Par ailleurs, la même Loi ne précise pas ce qui doit se passer ou la sanction à laquelle il faudrait s’attendre quand ce renouvellement est délibérément retardé ou n’a pas lieu, soit parce que le Greffier en chef n’a pas organisé le tirage au sort en question, soit parce que les autorités de désignation ou de nomination des juges constitutionnels ne l’ont pas fait dans le délai. Ainsi, le législateur devrait couvrir toutes ces faiblesses de la loi pour un meilleur éventuel tirage au sort.

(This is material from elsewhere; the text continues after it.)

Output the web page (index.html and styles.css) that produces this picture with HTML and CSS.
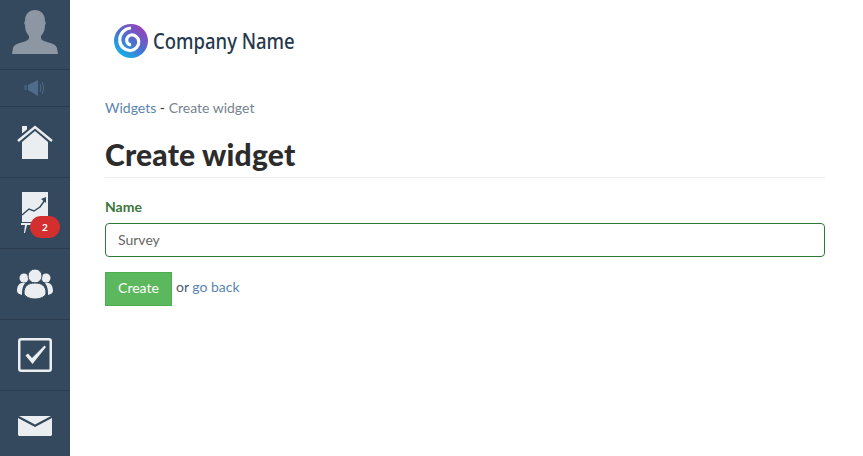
FILE: index.html
```html
<!DOCTYPE html>
<html lang="en">
<head>
  <meta charset="UTF-8">
  <meta name="viewport" content="width=device-width, initial-scale=1.0">
  <title>Create widget</title>
  <link rel="stylesheet" href="styles.css">
</head>
<body>
  <div class="page">
    <nav class="sidebar">
      <div class="navItem navUser">
        <svg width="48" height="46" viewBox="0 0 48 46"><path fill="#8c97a3" d="M1 44 2 38C3 34 9 33 15 31 18 30 18 28 18 26 15 23 14 19 14 15 13 14 13 12 14 11 14 4 18 0 24 0 30 0 34 4 34 11 35 12 35 14 34 15 34 19 33 23 30 26 30 28 30 30 33 31 39 33 45 34 46 38L47 44Z"/></svg>
      </div>
      <div class="navItem navSound">
        <svg width="24" height="16" viewBox="0 0 24 16"><path fill="#3f5b7a" d="M1 5h3v5H1z"/><path fill="#4f6c8c" d="M5 5 15 0v16L5 10z"/><path fill="none" stroke="#4f6c8c" d="M17 4c1 2 1 6 0 8M19 2c2 3 2 9 0 12"/></svg>
      </div>
      <div class="navItem">
        <svg width="36" height="36" viewBox="0 0 36 36"><path fill="#ebeef0" d="M5 35V18L18 7l13 11v17z"/><path fill="#ebeef0" d="M5 2h5v4L5 10z"/><path fill="none" stroke="#34495e" stroke-width="1.500" d="M3 12 18 0l15 12"/><path fill="none" stroke="#ebeef0" stroke-width="2.400" d="M1 17 18 3l17 14"/></svg>
      </div>
      <div class="navItem navChart">
        <svg width="28" height="42" viewBox="0 0 28 42"><path fill="#ebeef0" d="M1 0h26v30H1z"/><path fill="none" stroke="#34495e" stroke-width="1.500" d="M1 23l7-6 5 2 6-4 5-7"/><path fill="#34495e" d="M20 7l5-2v6z"/><path fill="#ebeef0" d="M0 31h10v2H6l-2 8H3l1-8H0z"/></svg>
        <span class="badge">2</span>
      </div>
      <div class="navItem">
        <svg width="36" height="30" viewBox="0 0 36 30"><circle cx="7" cy="9" r="4.500" fill="#ebeef0"/><circle cx="29" cy="9" r="4.500" fill="#ebeef0"/><path fill="#ebeef0" d="M0 22C0 16 3 13 8 14 5 18 5 22 5 26 2 25 0 24 0 22ZM36 22C36 16 33 13 28 14 31 18 31 22 31 26 34 25 36 24 36 22Z"/><circle cx="18" cy="7" r="7" stroke="#34495e" fill="#ebeef0"/><path fill="#ebeef0" stroke="#34495e" d="M7 24C7 17 11 14 18 14 25 14 29 17 29 24 29 27 24 30 18 30 12 30 7 27 7 24Z"/></svg>
      </div>
      <div class="navItem">
        <svg width="34" height="34" viewBox="0 0 34 34"><rect x="1.250" y="1.250" width="31.500" height="31.500" rx="2" fill="none" stroke="#ebeef0" stroke-width="2.500"/><path fill="#ebeef0" d="M7.500 17.500 10 15.500 14 20 26.500 7.500 28 9 14.500 26z"/></svg>
      </div>
      <div class="navItem navLast">
        <svg width="34" height="20" viewBox="0 0 34 20"><path fill="#ebeef0" d="M0 2 17 11 34 2V19L33 20H1L0 19Z"/><path fill="#ebeef0" d="M1 0H33L17 8.500Z"/></svg>
      </div>
    </nav>

    <main class="content">
      <div class="logo">
        <svg width="34" height="34" viewBox="0 0 34 34">
          <defs>
            <linearGradient id="swirl" x1="0.850" y1="0.050" x2="0.150" y2="0.950">
              <stop offset="0" stop-color="#a03db8"/>
              <stop offset="0.500" stop-color="#4a6fd0"/>
              <stop offset="1" stop-color="#10b8e8"/>
            </linearGradient>
          </defs>
          <circle cx="17" cy="17" r="17" fill="url(#swirl)"/>
          <path fill="none" stroke="#fff" stroke-width="3.200" d="M17 4A12 12 0 0 0 5.800 17 10.400 10.400 0 0 0 17 26.500 8.600 8.600 0 0 0 24.700 17 6.900 6.900 0 0 0 17 11 5.100 5.100 0 0 0 12.800 17 3.600 3.600 0 0 0 17 20.500"/>
        </svg>
        <span class="logoText">Company Name</span>
      </div>

      <div class="breadcrumb">
        <a href="#">Widgets</a><span class="sep"> - </span><span class="current">Create widget</span>
      </div>

      <h1 class="title">Create widget</h1>

      <form class="widgetForm">
        <label class="fieldLabel" for="name">Name</label>
        <input class="fieldInput" type="text" id="name" value="Survey">
        <div class="actions">
          <button type="button" class="createBtn">Create</button>
          <span class="orBack">or <a href="#">go back</a></span>
        </div>
      </form>
    </main>
  </div>
</body>
</html>
```

FILE: styles.css
```css
html, body {
  margin: 0;
  height: 100%;
}

body {
  font-family: "Lato", "Liberation Sans", sans-serif;
  font-size: 14px;
  color: #4a5a6a;
  background: #fff;
  overflow: hidden;
}

a {
  color: #5a84b0;
  text-decoration: none;
}

.page {
  display: flex;
  height: 456px;
}

.sidebar {
  width: 70px;
  flex-shrink: 0;
  background: #34495e;
}

.navItem {
  height: 70px;
  border-bottom: 1px solid #2a3c4e;
  display: flex;
  align-items: center;
  justify-content: center;
  position: relative;
}

.navUser {
  height: 69px;
  align-items: flex-end;
}

.navUser svg {
  margin-bottom: 13px;
}

.navSound {
  height: 36px;
}

.navLast {
  border-bottom: none;
}

.badge {
  position: absolute;
  left: 30px;
  top: 38px;
  width: 30px;
  height: 22px;
  border-radius: 11px;
  background: #d32f2f;
  color: #fff;
  font-size: 10px;
  font-weight: 700;
  line-height: 22px;
  text-align: center;
}

.content {
  flex: 1;
  padding: 0 38px 0 35px;
}

.logo {
  display: flex;
  align-items: center;
  gap: 5px;
  padding: 24px 0 0 9px;
}

.logoText {
  font-family: "Noto Sans", sans-serif;
  font-size: 21px;
  font-weight: 500;
  color: #26394d;
  transform: scaleX(0.88);
  transform-origin: left center;
}

.breadcrumb {
  margin-top: 40px;
  line-height: 20px;
}

.breadcrumb .sep {
  color: #333;
}

.breadcrumb .current {
  color: #76838f;
}

.title {
  margin: 18px 0 0;
  padding-bottom: 5px;
  font-size: 30px;
  line-height: 36px;
  font-weight: 900;
  letter-spacing: 0.2px;
  color: #2c2c2c;
  border-bottom: 1px solid #eeeeee;
}

.widgetForm {
  margin-top: 19px;
}

.fieldLabel {
  display: block;
  font-weight: 700;
  color: #3c763d;
  line-height: 20px;
  margin-bottom: 6px;
}

.fieldInput {
  display: block;
  box-sizing: border-box;
  width: 100%;
  height: 34px;
  padding: 0 12px 2px;
  border: 1px solid #2f7a36;
  border-radius: 4px;
  font-family: inherit;
  font-size: 14px;
  color: #666;
}

.actions {
  display: flex;
  align-items: center;
  gap: 4px;
  margin-top: 15px;
}

.createBtn {
  width: 67px;
  height: 34px;
  background: #5cb85c;
  border: 1px solid #4cae4c;
  color: #fff;
  font-family: inherit;
  font-size: 14px;
  padding: 0 0 3px;
}

.orBack {
  position: relative;
  top: -3px;
}
```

Par autorité de nomination, il faut entendre le Président de la République via l’Ordonnance dûment signée. Tandis que l’autorité de désignation sous-entend le groupe d’où proviennent les juges. Ces groupes sont au nombre de trois à raison de trois principales institutions de la République, à savoir : le Président de la République, le Parlement et le Pouvoir judiciaire.
Concrètement, parmi les neuf juges qui composent la Cour constitutionnelle, trois sont désignés à l’initiative du Parlement réuni en congrès et enfin, trois à l’initiative du Conseil Supérieur de la Magistrature qui est l’organe de gestion du Pouvoir judiciaire.
Précisons que le tirage au sort ne concerne que les deux premiers renouvellements de la composition de la Cour constitutionnelle, tandis que pour le reste, la règle, c’est le renouvellement à l’expiration du mandat des juges concernés.
Cela veut dire que pour le premier tirage, il faudrait tirer au sort les trois juges selon les trois composantes. Et quant au deuxième tirage, il se ferait plutôt sur les six premiers juges ayant réalisés six ans.
Enfin, soulignons que le membre de la Cour nommé en remplacement de celui dont les fonctions ont pris fin avant terme est pleinement en droit d’achever le mandat de ce dernier. Toutefois, il peut être nommé pour un autre mandat s’il a exercé les fonctions de remplacement pendant moins de trois ans.